Cette hérésie qui renouvellait le Manichéisme, l'Arianisme, et d'autres dogmes des anciens sectaires, auxquels elle ajoutait diverses erreurs particulières aux différentes branches de cette secte, avait pris naissance en Bulgarie. Les Cathares en étaient la tige ; et les Pauliciens d'Arménie l'ayant semée en Allemagne, en Italie et en Provence, Pierre de Bruys et Henri la portèrent, dit-on, en Languedoc ; Arnaud de Bresse la fomenta ; ce qui fit donner à ces hérétiques les noms d'Henriciens, de Petrobusiens, d'Arnaudistes, Cathares, Piffres, Patarins, Tisserands, Bons-hommes, Publicains, Passagiens, etc. et à tous ensuite le nom général d'Albigeais.

Ceux-ci étaient proprement des Manichéens. Les erreurs dont les accusent Alanus, moine de Citeaux, et Pierre, moine de Vaux-Cernay, auteurs contemporains qui écrivirent contr'eux, sont 1°. D'admettre deux principes ou deux créateurs, l'un bon, l'autre méchant : le premier, créateur des choses invisibles et spirituelles ; le second, créateur des corps, et auteur de l'ancien Testament qu'ils rejetaient, admettant le nouveau, et néanmoins rejetant l'utilité des sacrements. 2°. D'admettre deux Christs ; l'un méchant, qui avait paru sur la terre avec un corps fantastique, comme l'avaient prétendu les Marcionites, et qui n'avait, disaient-ils, vécu ni n'était ressuscité qu'en apparence ; l'autre bon, mais qui n'a point été Ve en ce monde. 3°. De nier la résurrection de la chair, et de croire que nos âmes sont ou des démons, ou d'autres âmes logées dans nos corps en punition des crimes de leur vie passée ; en conséquence ils niaient le purgatoire, la nécessité de la prière pour les morts, et traitaient de fable la créance des Catholiques sur l'enfer. 4°. De condamner tous les sacrements de l'Eglise ; de rejeter le baptême comme inutîle ; d'avoir l'Eucharistie en horreur ; de ne pratiquer ni confession ni pénitence ; de croire le mariage défendu : à quoi l'on peut ajouter leur haine contre les ministres de l'Eglise ; le mépris qu'ils faisaient des images et des reliques. Ils étaient généralement divisés en deux ordres, les parfaits et les croyans. Les parfaits menaient une vie austère, continente, ayant en horreur le mensonge et le jurement. Les croyans, vivant comme le reste des hommes, et souvent même déréglés, s'imaginaient être sauvés par la foi, et par la seule imposition des mains des parfaits.

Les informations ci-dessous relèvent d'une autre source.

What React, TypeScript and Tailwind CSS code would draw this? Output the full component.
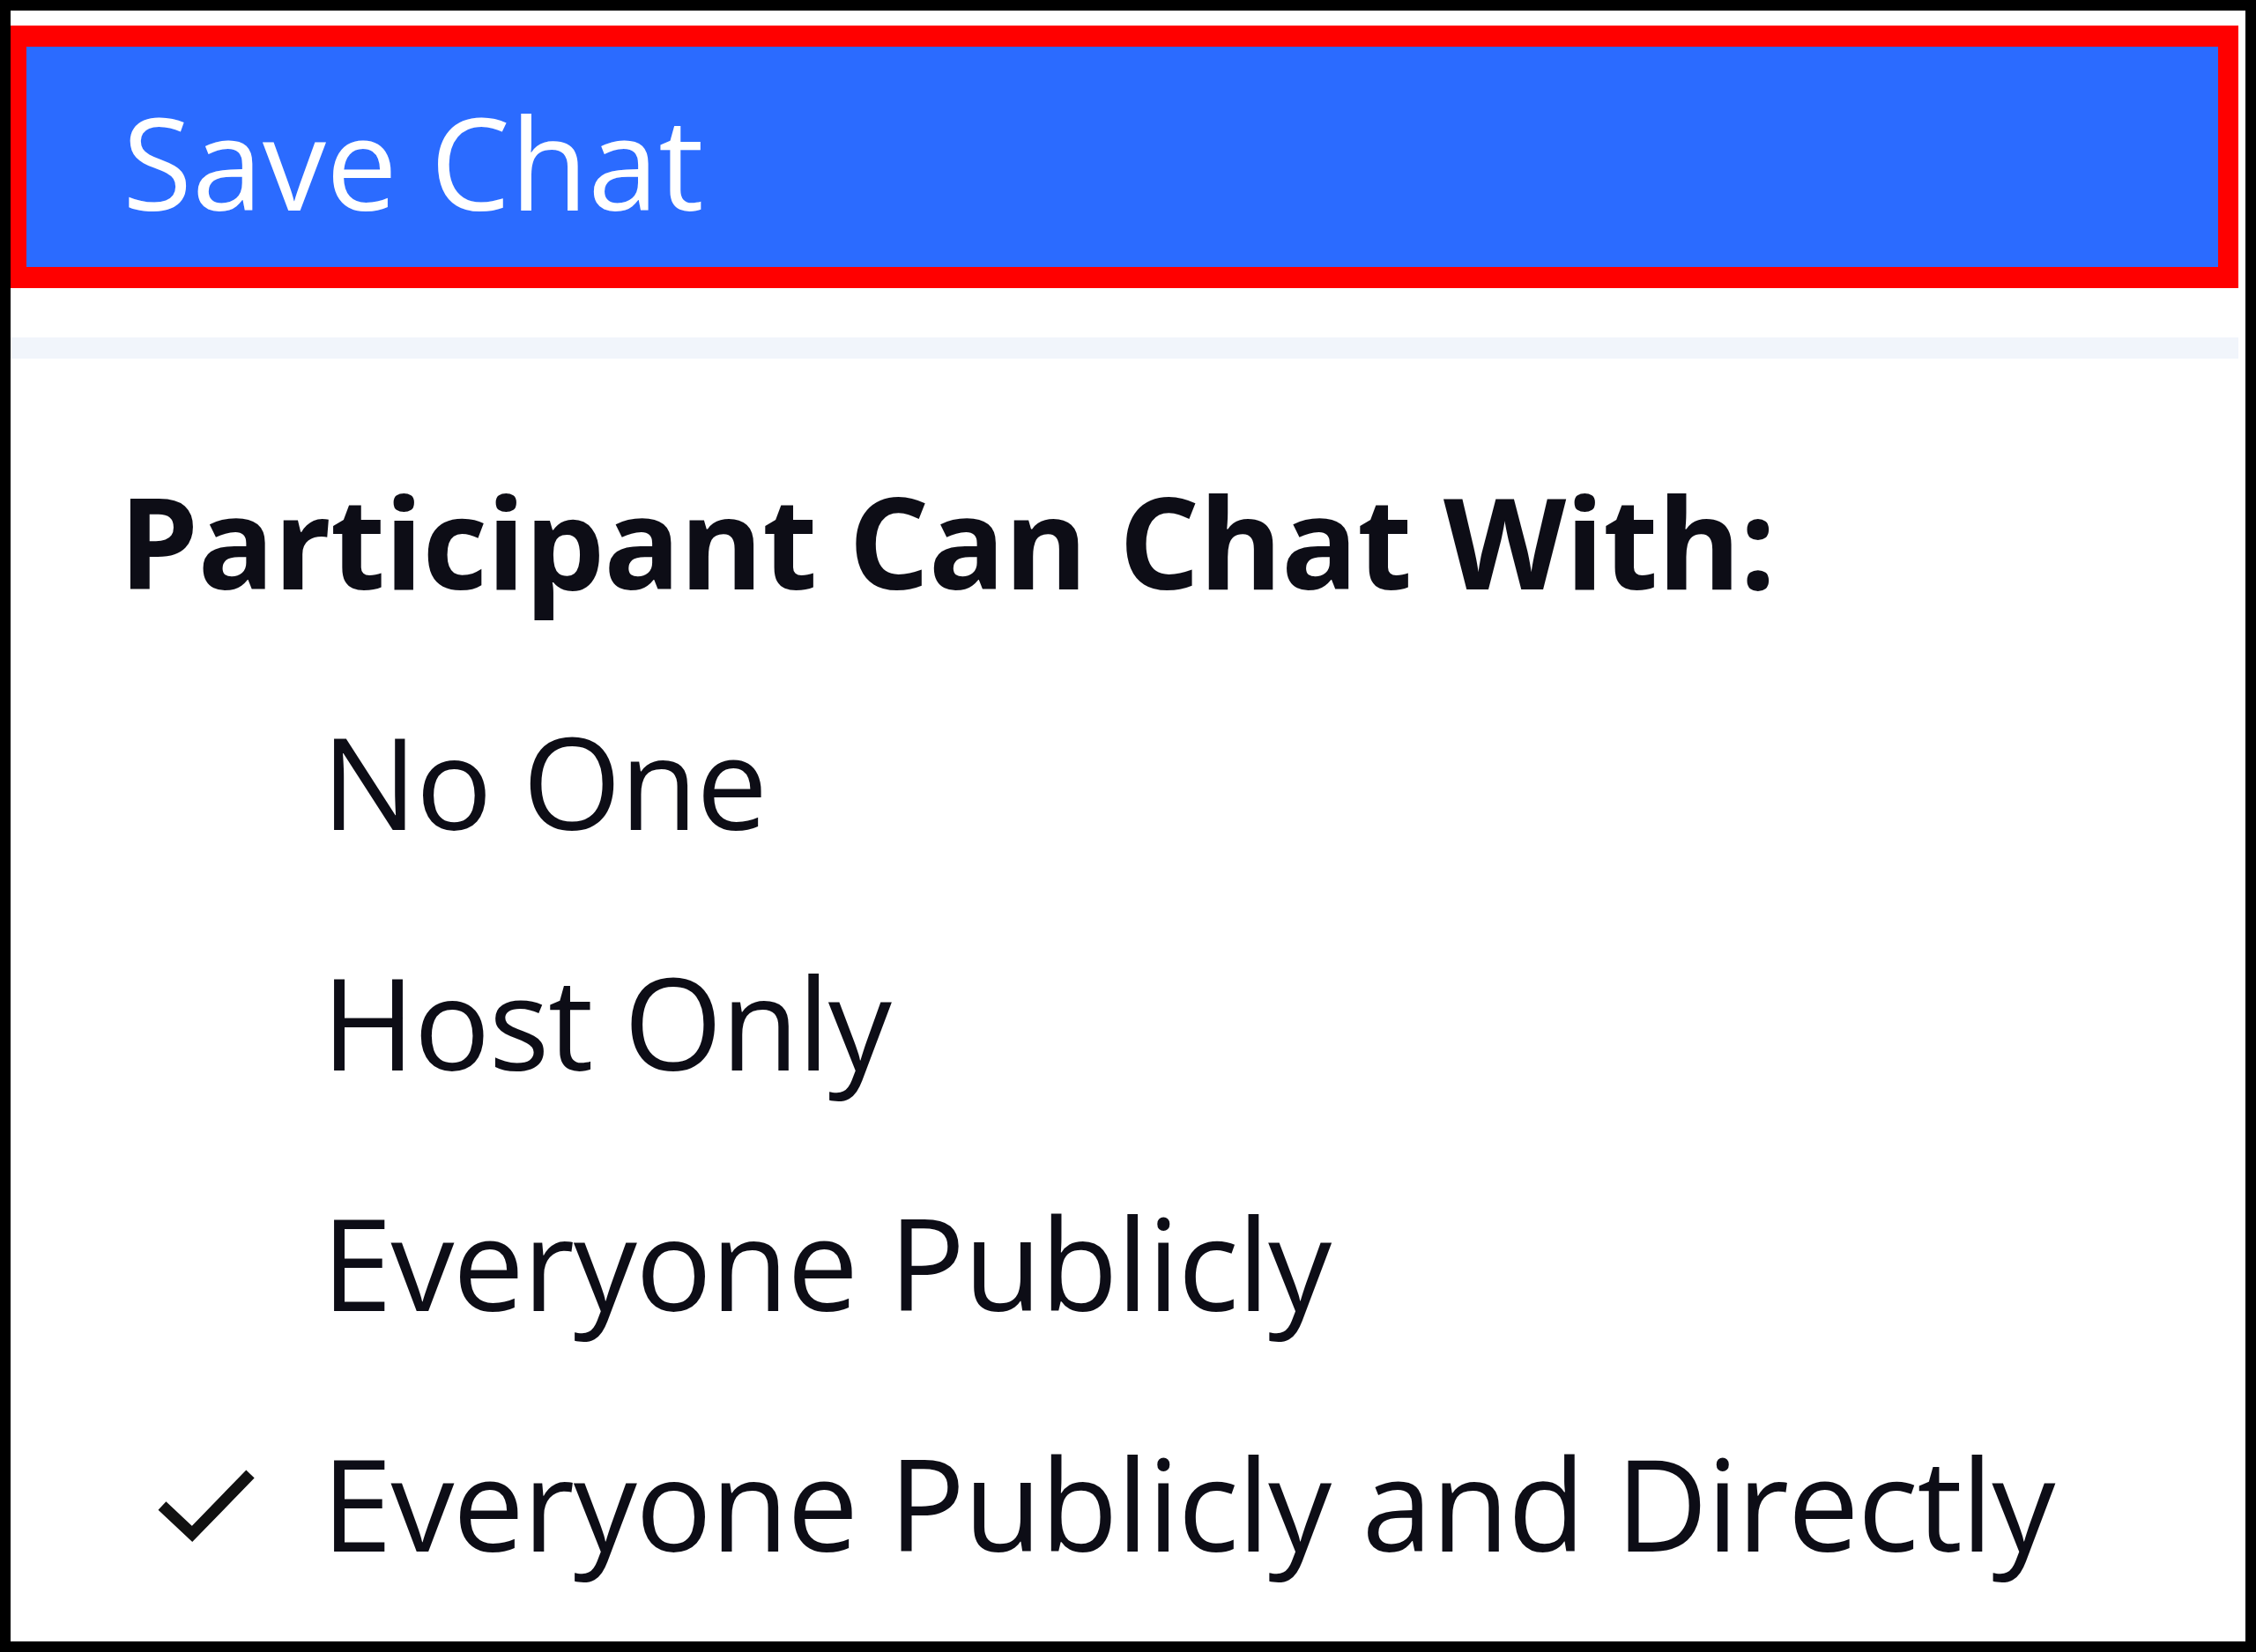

Cette hérésie fit en peu de temps de si grands progrès dans les provinces méridionales de la France, qu'en 1176 on la condamna dans un concîle tenu à Lombez, et au concîle général de Latran en 1179. Mais malgré le zèle de S. Dominique et des autres inquisiteurs, ces hérétiques multipliés méprisèrent les foudres de l'Eglise. La puissance temporelle se joignit à la spirituelle pour les terrasser. On publia contr'eux une croisade en 1210 ; et ce ne fut qu'après dix-huit ans d'une guerre sanglante, qu'abandonnés par les comtes de Toulouse leurs protecteurs, et affoiblis par les victoires de Simon de Montfort, les Albigeais poursuivis dans les tribunaux ecclésiastiques, et livrés au bras séculier, furent entièrement détruits, à l'exception de quelques-uns qui se joignirent aux Vaudais des vallées de Piémont, de France et de Savoie. Lorsque les nouveaux réformés parurent, ces hérétiques projettèrent de se joindre aux Zuingliens, et s'unirent enfin aux Calvinistes, sous le règne de François I. L'exécution de Cabrières, et de Mérindol, qu'on peut lire dans notre histoire, acheva de dissiper les restes de cette secte dont on ne connait plus que le nom. Au reste, quoique les Albigeais se soient joints aux Vaudais, il ne faut pas croire que ceux-ci aient adopté les opinions des premiers ; les Vaudais n'ayant jamais été Manichéens, comme M. Bossuet l'a démontré dans son Histoire des Variations, liv. XI. Petrus Vall. Cern. Sanderus, Baronius, Spondan. de Marca, Bossuet, Histoire des Variat. Dupin, Biblioth. eccles. siècle xij et XIIIe (G)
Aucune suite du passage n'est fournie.